EDIT
神宮前の一角。周りには著名人の自宅もあったり、新築のデザイナーズマンションが建っていたりと、神宮前らしい落ち着いた住宅地の雰囲気がある。
この物件は、そんな雰囲気の中、なぜかしっくりとそこにある建物。それら華やかな建物が立ち並ぶ、ずっとずっと前からここにあるのだから、街に一体化しているようなものだろうか。
1964年の建物。これだけ築年数が経っていると、アタリとハズレの物件は一目瞭然だ。もちろんこの物件は個人的にアタリだと思う。築年数を反映して賃料も優しく設定されているので、掘り出し物を見つけたような喜びを感じざるを得ない。公園の隣、4階部分のこの区画は、開口部も多く取られており、抜け感も十分に感じることができる。

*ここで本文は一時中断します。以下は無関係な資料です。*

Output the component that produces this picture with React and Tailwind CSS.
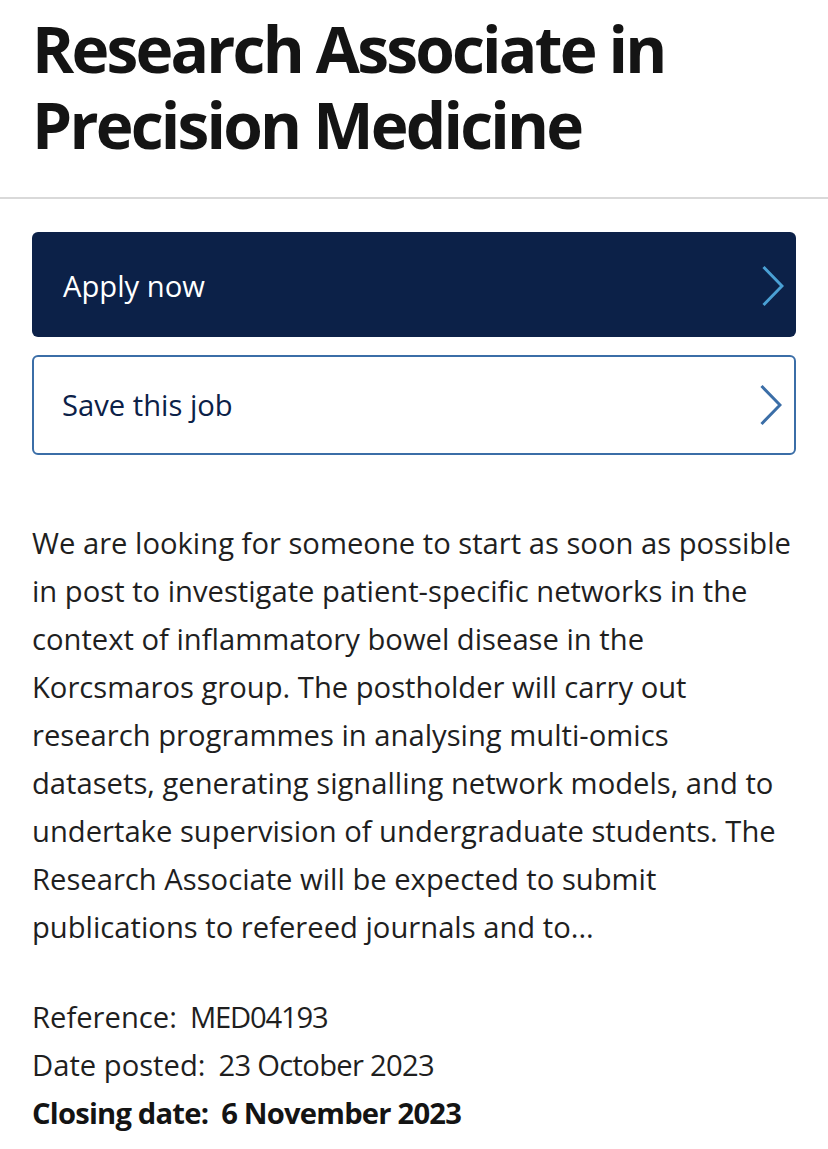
import React from "react";

const bodyLines = [
  "We are looking for someone to start as soon as possible",
  "in post to investigate patient-specific networks in the",
  "context of inflammatory bowel disease in the",
  "Korcsmaros group. The postholder will carry out",
  "research programmes in analysing multi-omics",
  "datasets, generating signalling network models, and to",
  "undertake supervision of undergraduate students. The",
  "Research Associate will be expected to submit",
  "publications to refereed journals and to...",
];

function Chevron({ color }) {
  return (
    <svg width="22" height="42" viewBox="0 0 22 42" fill="none" aria-hidden="true">
      <polyline
        points="1.5,2 20,21 1.5,40"
        stroke={color}
        strokeWidth="3"
        strokeLinecap="butt"
        strokeLinejoin="miter"
      />
    </svg>
  );
}

export default function App() {
  return (
    <div
      className="min-h-[1149px] w-full bg-white text-[#1f1f1f]"
      style={{ fontFamily: '"Open Sans", "Noto Sans", sans-serif' }}
    >
      <header className="border-b-2 border-[#d9d9d9] px-8 pt-[11px] pb-[34px]">
        <h1 className="text-[64px] font-bold leading-[76px] tracking-[-2.8px] text-[#141414]">
          Research Associate in
          <br />
          Precision Medicine
        </h1>
      </header>

      <main className="px-8 pt-[33px]">
        <div className="flex flex-col gap-[18px]">
          <a
            href="#"
            className="flex h-[105px] items-center justify-between rounded-md bg-[#0c2148] pt-[3px] pl-[31px] pr-[12px] text-[29.2px] leading-[48px] text-white"
          >
            <span>Apply now</span>
            <Chevron color="#4aa0d4" />
          </a>
          <a
            href="#"
            className="flex h-[100px] items-center justify-between rounded-md border-2 border-[#3b6ea7] bg-white pl-[28px] pr-[12px] text-[29.2px] leading-[48px] text-[#0c2148]"
          >
            <span>Save this job</span>
            <Chevron color="#3b6ea7" />
          </a>
        </div>

        <p className="mt-[64px] text-[29.2px] leading-[48px]">
          {bodyLines.map((l, i) => (
            <span key={i} className="block whitespace-nowrap">
              {l}
            </span>
          ))}
        </p>

        <dl className="mt-[42px] text-[29.2px] leading-[48px]">
          <div className="flex">
            <dt>Reference:</dt>
            <dd className="ml-[13px] tracking-[-1.2px]">MED04193</dd>
          </div>
          <div className="flex">
            <dt>Date posted:</dt>
            <dd className="ml-[13px] tracking-[-0.7px]">23 October 2023</dd>
          </div>
          <div className="flex font-bold tracking-[-0.8px] text-[#141414]">
            <dt>Closing date:</dt>
            <dd className="ml-[13px]">6 November 2023</dd>
          </div>
        </dl>
      </main>
    </div>
  );
}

外観、エントランス、エレベーター、階段室。全てがレトロ。居室の玄関扉も、水回りも、その雰囲気を生かして、ちょっとしたセルフリノベーションをしてみたい。元々が住居であったため、住居としての機能も備えつつも、事務所対応可能とまだまだ現役である。
共用部分は屋上の利用が許可されている。高い建物が少ないこのエリアでの屋上開放はありがたい限り。建物の東側には、都立青山病院の跡地が広がり、これからの街の変化も楽しめるだろう。
これまでのこの建物の歴史と、これからのこの街の変化を、じっくり腰を据えて感じながら働いてみてはいかがだろうか。
EDITOR’S EYE
この物件はエレベーターがかわいい。一応5人定員ではあったが、3人くらいがちょうど良い気がする。階段室のサイン、エントランスのステップ。共用部分のしっとりとした感じが、時代を感じさせてくれるだろう。
もしかしたらピカピカのデザインオフィスより、愛情を注げるオフィスになるかもしれない。